Severe Weather Warning: Nigel Farage

by philapilus
English: Nigel Farage at Lord's cricket ground...

God help us all

The Met office has released a nation-wide alert today, as it emerged that Britain is facing severe amounts of Nigel Farage.

As polls opened this morning for county council elections across England, news channels warned that high levels of Nigel Farage are to be expected, which could affect voting.

Schools and businesses will remain open, but the Met Office forecasts that “Britain will be inundated with Nigel Farage by midday, with Farage continuing well into the night, and persisting over the next few days.
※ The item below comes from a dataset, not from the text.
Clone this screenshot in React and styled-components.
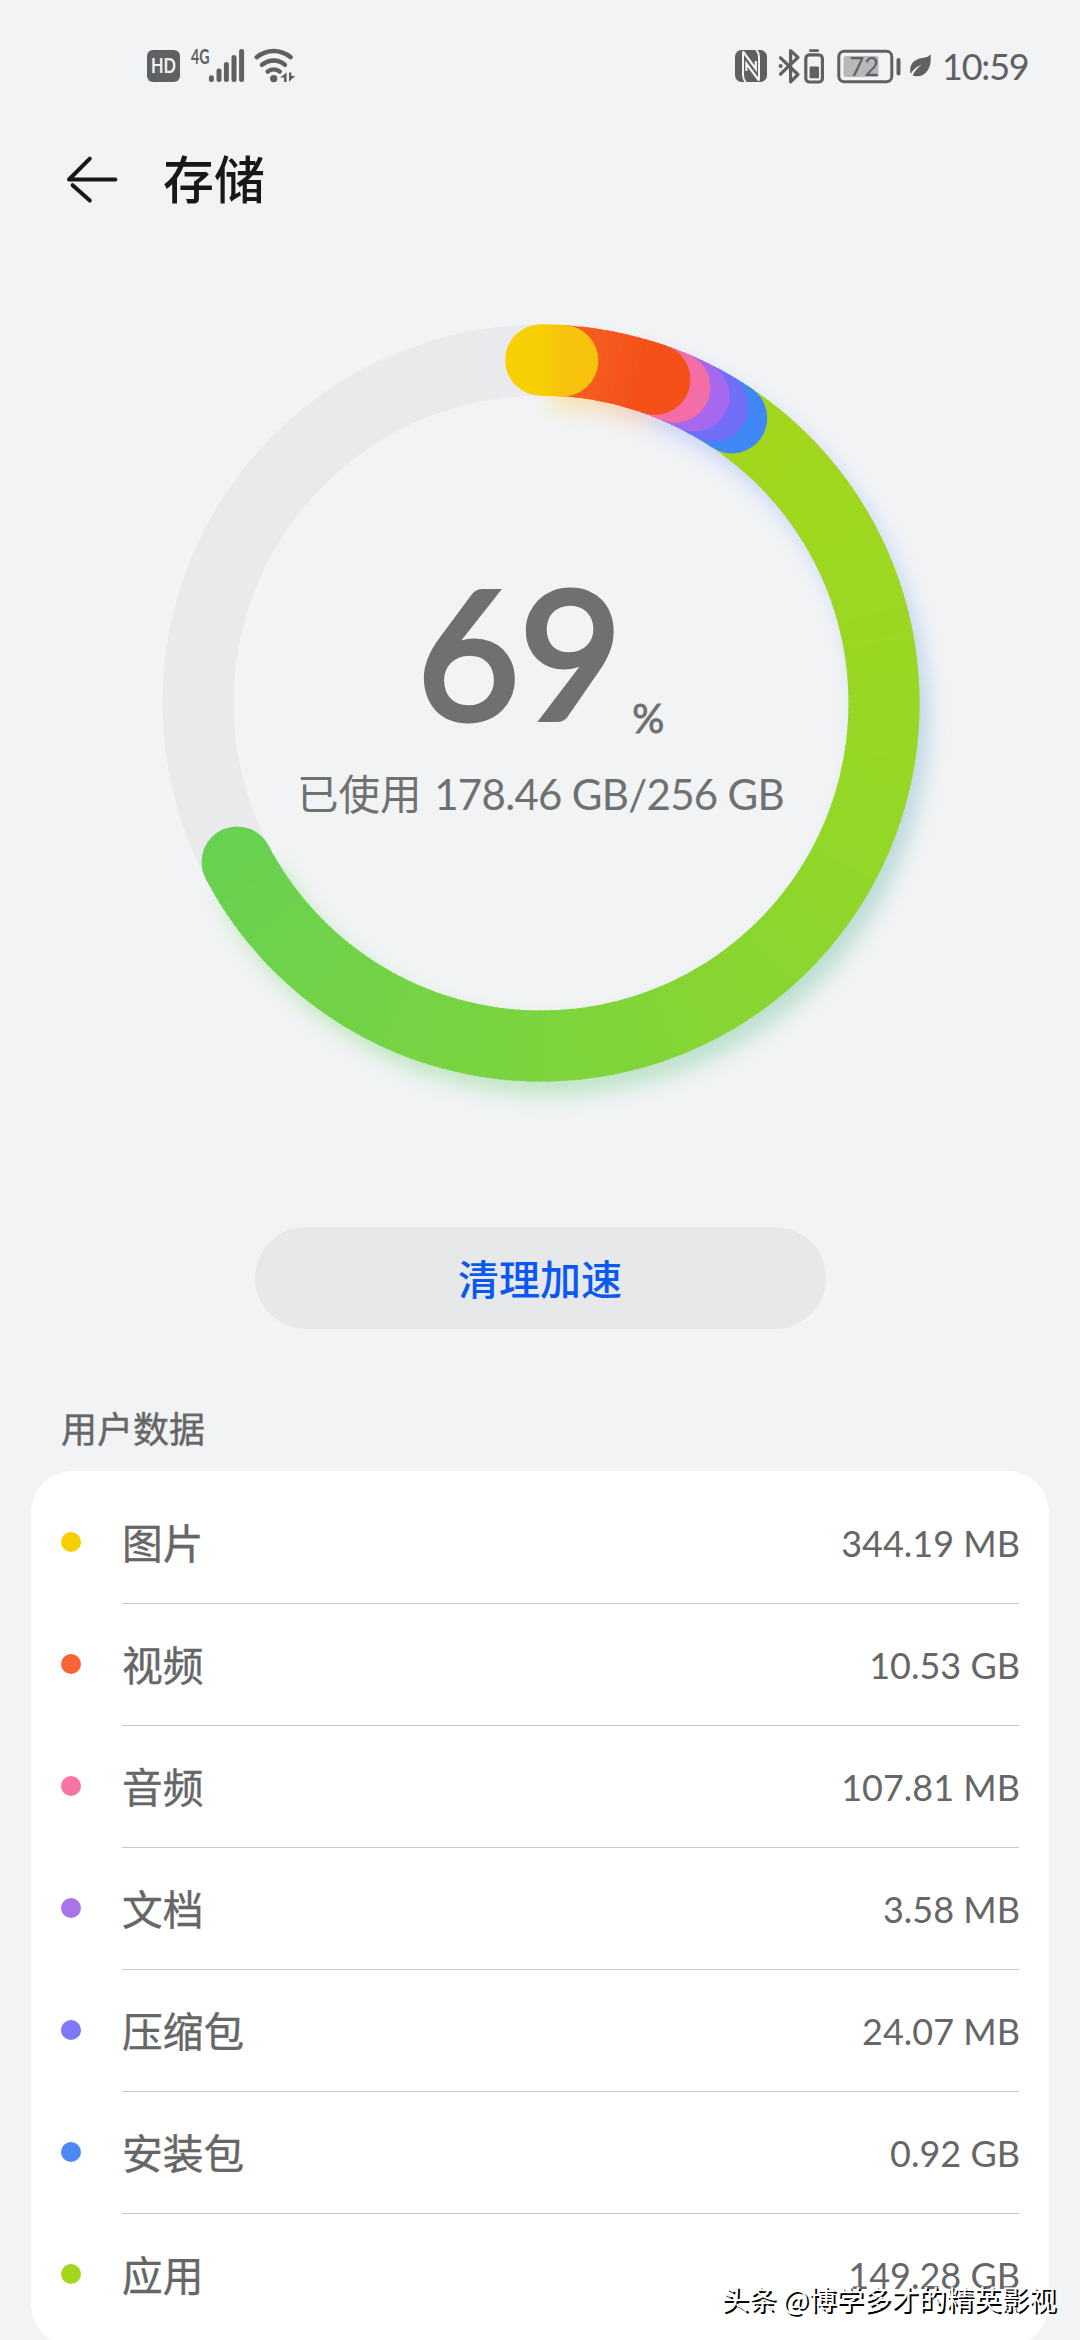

In some areas, Nigel Farage might even result in UKIP, which is likely to stay around much longer.”

Some independent meteorology analysers warn that it is even possible that UKIP and Nigel Farage will form an ‘Imperfect Storm’, severely disrupting Britain’s traditional weather patterns of high conservative fronts across the Southern regions.

A Met Office spokesman said “Nigel Farage is unusual at this time of year – well, unsual at any time of year to be honest – but with the erosion of Britain’s economy-systems over the past few years, and with record levels of fuckwittery precipitating across England, Farage is likely to be an increasingly regular occurence; I am afraid we are likely to see more Farage as time goes on.”

Experts say that the problem is wider and even more serious than is currently known.

Professor Hamish McEyebrau of the Slough Sewage-System School for Meteorology Stuff, said “The effects of global economic-climate change have meant that the UK is experiencing ever-greater levels of hot air, and the release of huge amounts of gas, all of which increases the likelihood that common sense will continue to melt across the country, and thick layers of Farage may become commonplace.

“Terrifying, isn’t it?”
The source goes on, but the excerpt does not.